**DATASET EXCERPT:**

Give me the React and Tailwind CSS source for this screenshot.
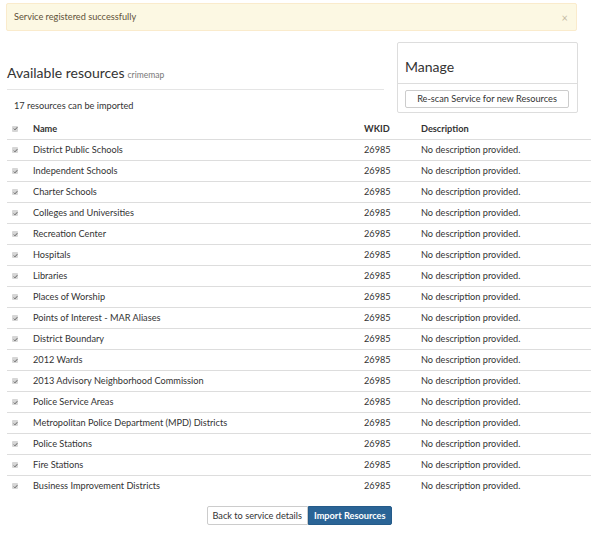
import React from 'react'

const resources = [
  'District Public Schools',
  'Independent Schools',
  'Charter Schools',
  'Colleges and Universities',
  'Recreation Center',
  'Hospitals',
  'Libraries',
  'Places of Worship',
  'Points of Interest - MAR Aliases',
  'District Boundary',
  '2012 Wards',
  '2013 Advisory Neighborhood Commission',
  'Police Service Areas',
  'Metropolitan Police Department (MPD) Districts',
  'Police Stations',
  'Fire Stations',
  'Business Improvement Districts',
]

function Check(){
  return (
    <span className="inline-flex w-[6px] h-[6px] bg-[#d6d6d6] rounded-[1px] items-center justify-center">
      <svg width="5" height="5" viewBox="0 0 5 5">
        <path d="M0.8 2.6 L2 3.8 L4.3 1.2" stroke="#555" strokeWidth="0.9" fill="none" />
      </svg>
    </span>
  )
}

function Row({ name, wkid, desc, header, first }){
  return (
    <div className={`flex items-center h-[21px] ${first ? '' : 'border-t border-[#dddddd]'} ${header ? 'font-bold' : ''}`}>
      <div className="w-[26px] pl-[5px] flex items-center"><Check /></div>
      <div className="w-[331px]">{name}</div>
      <div className="w-[57px]">{wkid}</div>
      <div className="flex-1">{desc}</div>
    </div>
  )
}

export default function App(){
  return (
    <div className="w-[598px] h-[534px] bg-white text-[#333] pt-[3px] pl-[6px]" style={{ fontFamily: 'Lato, "Open Sans", sans-serif' }}>
      <div className="w-[571px] h-[28px] bg-[#fcf8e3] border border-[#faebcc] rounded-[2px] flex items-center justify-between pl-[7px] pr-[8px] text-[9.2px] text-[#5f5239]">
        <span>Service registered successfully</span>
        <span className="text-[11px] text-[#c4bba4] leading-none">×</span>
      </div>

      <div className="flex mt-[11px]">
        <div className="w-[377px] ml-px">
          <div className="mt-[21px] h-[20px] flex items-baseline gap-[3px] text-[#333]">
            <span className="text-[14px] leading-[20px]">Available resources</span>
            <span className="text-[8.5px] leading-none text-[#777]">crimemap</span>
          </div>
          <div className="mt-[6px] border-t border-[#e5e5e5]" />
          <p className="mt-[9px] pl-[7px] text-[9.2px] leading-[14px]">17 resources can be imported</p>
        </div>
        <div className="ml-[13px] w-[181px] h-[71px] border border-[#dddddd] rounded-[2px] flex flex-col">
          <div className="h-[41px] border-b border-[#dddddd] flex items-end pb-[6px] pl-[7px] text-[14px] leading-[20px]">Manage</div>
          <div className="px-[7px] pt-[6px] flex">
            <button className="block w-[164px] h-[18px] border border-[#cccccc] rounded-[2px] bg-white text-[9.2px] text-[#333] leading-none">Re-scan Service for new Resources</button>
          </div>
        </div>
      </div>

      <div className="mt-[5px] ml-px w-[584px] text-[9.2px]">
        <Row header first name="Name" wkid="WKID" desc="Description" />
        {resources.map((r) => (
          <Row key={r} name={r} wkid="26985" desc="No description provided." />
        ))}
      </div>

      <div className="flex justify-center mt-[10px] pr-[6px]">
        <div className="flex">
          <button className="h-[19px] px-[5px] border border-[#cccccc] rounded-l-[2px] bg-white text-[9.2px] text-[#333]">Back to service details</button>
          <button className="h-[19px] px-[5px] border border-[#255b89] rounded-r-[2px] bg-[#2a6496] text-white text-[9.2px] font-bold">Import Resources</button>
        </div>
      </div>
    </div>
  )
}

**DIRECTIONS:** Repeat the listing above up to and including the line with "import React from 'react'", starting from its first line. Drop any pictures.

**PROBLEM SOLUTION:**
Give me the React and Tailwind CSS source for this screenshot.
import React from 'react'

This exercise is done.